** Start of Extracted records **

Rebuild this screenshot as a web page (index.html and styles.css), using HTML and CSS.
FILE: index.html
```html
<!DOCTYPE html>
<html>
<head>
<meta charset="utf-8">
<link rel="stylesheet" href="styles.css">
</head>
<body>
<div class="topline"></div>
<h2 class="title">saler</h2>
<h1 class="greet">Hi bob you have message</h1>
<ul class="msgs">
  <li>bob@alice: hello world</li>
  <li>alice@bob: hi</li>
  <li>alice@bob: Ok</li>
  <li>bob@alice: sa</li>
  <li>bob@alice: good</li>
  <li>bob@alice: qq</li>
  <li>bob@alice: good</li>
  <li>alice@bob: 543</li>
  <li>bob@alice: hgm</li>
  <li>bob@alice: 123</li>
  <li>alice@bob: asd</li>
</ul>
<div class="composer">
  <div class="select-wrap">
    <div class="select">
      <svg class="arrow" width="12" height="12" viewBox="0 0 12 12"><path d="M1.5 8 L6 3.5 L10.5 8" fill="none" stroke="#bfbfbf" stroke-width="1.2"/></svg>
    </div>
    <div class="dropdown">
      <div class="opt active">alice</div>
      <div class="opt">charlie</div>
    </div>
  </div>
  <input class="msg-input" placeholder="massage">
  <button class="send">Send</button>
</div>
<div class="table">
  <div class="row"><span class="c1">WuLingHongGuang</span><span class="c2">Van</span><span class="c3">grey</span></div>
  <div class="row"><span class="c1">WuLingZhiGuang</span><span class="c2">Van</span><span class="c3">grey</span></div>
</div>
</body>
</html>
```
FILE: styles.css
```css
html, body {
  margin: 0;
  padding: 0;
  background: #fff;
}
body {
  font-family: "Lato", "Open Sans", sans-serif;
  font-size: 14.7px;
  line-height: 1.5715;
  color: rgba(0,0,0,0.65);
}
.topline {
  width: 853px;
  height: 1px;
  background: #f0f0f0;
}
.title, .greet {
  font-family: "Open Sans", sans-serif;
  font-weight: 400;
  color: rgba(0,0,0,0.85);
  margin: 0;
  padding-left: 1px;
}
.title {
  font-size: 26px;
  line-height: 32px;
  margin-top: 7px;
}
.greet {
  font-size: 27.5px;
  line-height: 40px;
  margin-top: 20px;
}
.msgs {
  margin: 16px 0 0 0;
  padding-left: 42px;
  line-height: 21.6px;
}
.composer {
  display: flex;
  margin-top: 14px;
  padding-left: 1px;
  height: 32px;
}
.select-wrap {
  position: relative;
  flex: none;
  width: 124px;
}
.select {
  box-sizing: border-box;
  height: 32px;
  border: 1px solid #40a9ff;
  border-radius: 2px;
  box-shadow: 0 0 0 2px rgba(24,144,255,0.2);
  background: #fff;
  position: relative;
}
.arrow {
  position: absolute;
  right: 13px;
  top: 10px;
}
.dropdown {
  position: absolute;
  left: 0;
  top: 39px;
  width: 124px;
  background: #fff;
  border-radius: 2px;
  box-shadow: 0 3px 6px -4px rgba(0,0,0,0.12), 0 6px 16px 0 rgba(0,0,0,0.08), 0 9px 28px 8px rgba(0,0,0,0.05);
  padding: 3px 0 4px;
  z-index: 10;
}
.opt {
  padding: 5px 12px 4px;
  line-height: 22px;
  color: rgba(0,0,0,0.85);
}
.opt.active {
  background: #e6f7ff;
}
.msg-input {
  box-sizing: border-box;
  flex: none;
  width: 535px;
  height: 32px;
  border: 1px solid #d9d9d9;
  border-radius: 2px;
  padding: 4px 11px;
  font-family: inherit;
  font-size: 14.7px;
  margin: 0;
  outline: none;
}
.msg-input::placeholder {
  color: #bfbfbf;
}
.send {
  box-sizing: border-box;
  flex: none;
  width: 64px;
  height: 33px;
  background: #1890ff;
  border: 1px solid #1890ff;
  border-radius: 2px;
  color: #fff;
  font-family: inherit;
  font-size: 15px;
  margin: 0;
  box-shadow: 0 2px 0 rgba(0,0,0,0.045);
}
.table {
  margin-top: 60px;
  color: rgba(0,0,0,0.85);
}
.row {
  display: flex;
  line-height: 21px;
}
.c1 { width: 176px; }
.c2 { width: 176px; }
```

** End of Extracted records **
** Start of Extracted records **

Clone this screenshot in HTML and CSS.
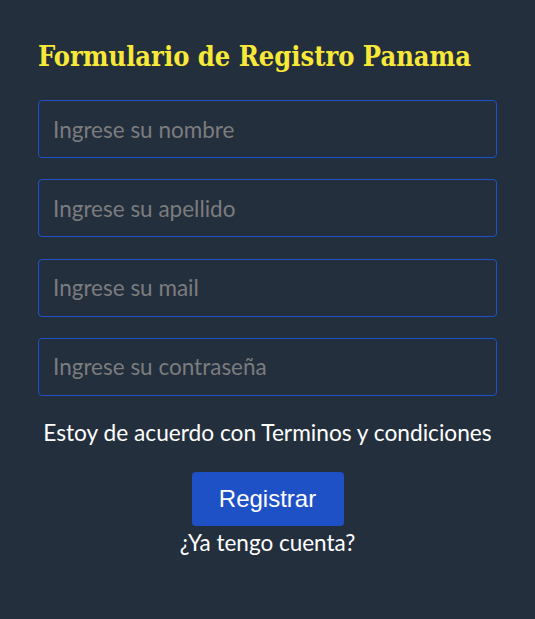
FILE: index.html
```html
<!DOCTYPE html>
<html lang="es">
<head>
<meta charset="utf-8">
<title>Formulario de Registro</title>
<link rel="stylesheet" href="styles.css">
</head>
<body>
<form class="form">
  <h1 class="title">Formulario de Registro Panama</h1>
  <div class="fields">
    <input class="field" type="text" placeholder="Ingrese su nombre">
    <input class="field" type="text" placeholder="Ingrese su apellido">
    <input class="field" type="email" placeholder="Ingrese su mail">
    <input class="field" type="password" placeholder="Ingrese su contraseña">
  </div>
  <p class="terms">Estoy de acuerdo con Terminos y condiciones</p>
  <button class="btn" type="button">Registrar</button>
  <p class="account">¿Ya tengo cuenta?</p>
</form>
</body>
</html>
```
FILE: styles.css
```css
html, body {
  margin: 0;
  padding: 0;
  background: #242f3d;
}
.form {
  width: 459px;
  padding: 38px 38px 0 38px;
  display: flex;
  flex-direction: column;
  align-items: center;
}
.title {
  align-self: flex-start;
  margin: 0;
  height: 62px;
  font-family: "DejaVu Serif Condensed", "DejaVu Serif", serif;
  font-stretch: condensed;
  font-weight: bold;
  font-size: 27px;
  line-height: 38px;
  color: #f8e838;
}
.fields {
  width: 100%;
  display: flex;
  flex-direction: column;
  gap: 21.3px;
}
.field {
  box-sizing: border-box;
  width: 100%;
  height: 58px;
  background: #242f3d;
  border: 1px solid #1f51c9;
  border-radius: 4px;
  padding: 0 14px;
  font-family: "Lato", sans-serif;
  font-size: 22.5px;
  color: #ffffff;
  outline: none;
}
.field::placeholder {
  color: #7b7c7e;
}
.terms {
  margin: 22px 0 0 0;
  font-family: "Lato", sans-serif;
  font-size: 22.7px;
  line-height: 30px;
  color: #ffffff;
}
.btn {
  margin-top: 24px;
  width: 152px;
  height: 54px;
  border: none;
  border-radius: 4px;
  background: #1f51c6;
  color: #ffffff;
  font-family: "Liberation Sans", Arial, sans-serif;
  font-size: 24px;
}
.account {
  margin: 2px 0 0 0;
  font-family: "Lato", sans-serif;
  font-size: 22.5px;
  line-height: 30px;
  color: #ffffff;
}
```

** End of Extracted records **
** Start of Extracted records **

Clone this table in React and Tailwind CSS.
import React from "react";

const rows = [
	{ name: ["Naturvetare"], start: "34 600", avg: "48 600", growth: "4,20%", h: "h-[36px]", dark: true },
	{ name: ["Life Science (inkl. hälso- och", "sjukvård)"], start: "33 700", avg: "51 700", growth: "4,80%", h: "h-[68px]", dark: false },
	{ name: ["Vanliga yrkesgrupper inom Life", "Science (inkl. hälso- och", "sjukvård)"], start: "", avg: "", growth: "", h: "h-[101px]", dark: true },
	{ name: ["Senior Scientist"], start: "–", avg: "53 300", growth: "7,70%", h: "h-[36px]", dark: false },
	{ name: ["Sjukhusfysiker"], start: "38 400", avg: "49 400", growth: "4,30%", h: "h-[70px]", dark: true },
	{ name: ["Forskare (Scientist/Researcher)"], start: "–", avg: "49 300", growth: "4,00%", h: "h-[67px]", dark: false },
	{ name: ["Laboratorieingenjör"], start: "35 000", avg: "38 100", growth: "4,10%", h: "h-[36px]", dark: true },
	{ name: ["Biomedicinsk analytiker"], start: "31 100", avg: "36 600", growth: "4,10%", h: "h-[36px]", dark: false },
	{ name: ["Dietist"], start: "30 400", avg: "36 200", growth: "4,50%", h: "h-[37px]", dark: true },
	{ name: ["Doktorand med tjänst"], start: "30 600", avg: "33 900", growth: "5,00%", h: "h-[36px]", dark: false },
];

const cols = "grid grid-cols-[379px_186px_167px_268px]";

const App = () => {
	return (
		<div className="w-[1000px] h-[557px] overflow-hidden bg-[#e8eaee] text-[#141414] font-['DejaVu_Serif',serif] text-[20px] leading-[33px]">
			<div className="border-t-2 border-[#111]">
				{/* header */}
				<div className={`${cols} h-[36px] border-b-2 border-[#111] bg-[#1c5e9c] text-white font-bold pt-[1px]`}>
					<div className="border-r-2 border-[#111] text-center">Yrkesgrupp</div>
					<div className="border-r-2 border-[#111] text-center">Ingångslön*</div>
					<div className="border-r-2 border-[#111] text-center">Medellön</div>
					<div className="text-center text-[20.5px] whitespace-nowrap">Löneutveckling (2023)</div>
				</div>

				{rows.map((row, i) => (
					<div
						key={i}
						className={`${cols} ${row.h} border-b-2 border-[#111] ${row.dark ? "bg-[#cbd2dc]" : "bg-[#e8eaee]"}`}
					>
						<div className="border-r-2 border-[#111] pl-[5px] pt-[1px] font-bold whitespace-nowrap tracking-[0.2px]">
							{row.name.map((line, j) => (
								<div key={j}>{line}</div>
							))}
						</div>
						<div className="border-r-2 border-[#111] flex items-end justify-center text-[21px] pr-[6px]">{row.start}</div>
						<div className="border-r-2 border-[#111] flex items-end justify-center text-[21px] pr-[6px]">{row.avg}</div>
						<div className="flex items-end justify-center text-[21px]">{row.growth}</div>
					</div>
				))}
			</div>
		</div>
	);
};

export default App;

** End of Extracted records **

Directions for this task
Quote word for word the lines from the line holding "Clone this table in React and Tailwind CSS." through the line holding "import React from"; include both of those lines and add nothing.

Response to this exercise
Clone this table in React and Tailwind CSS.
import React from "react";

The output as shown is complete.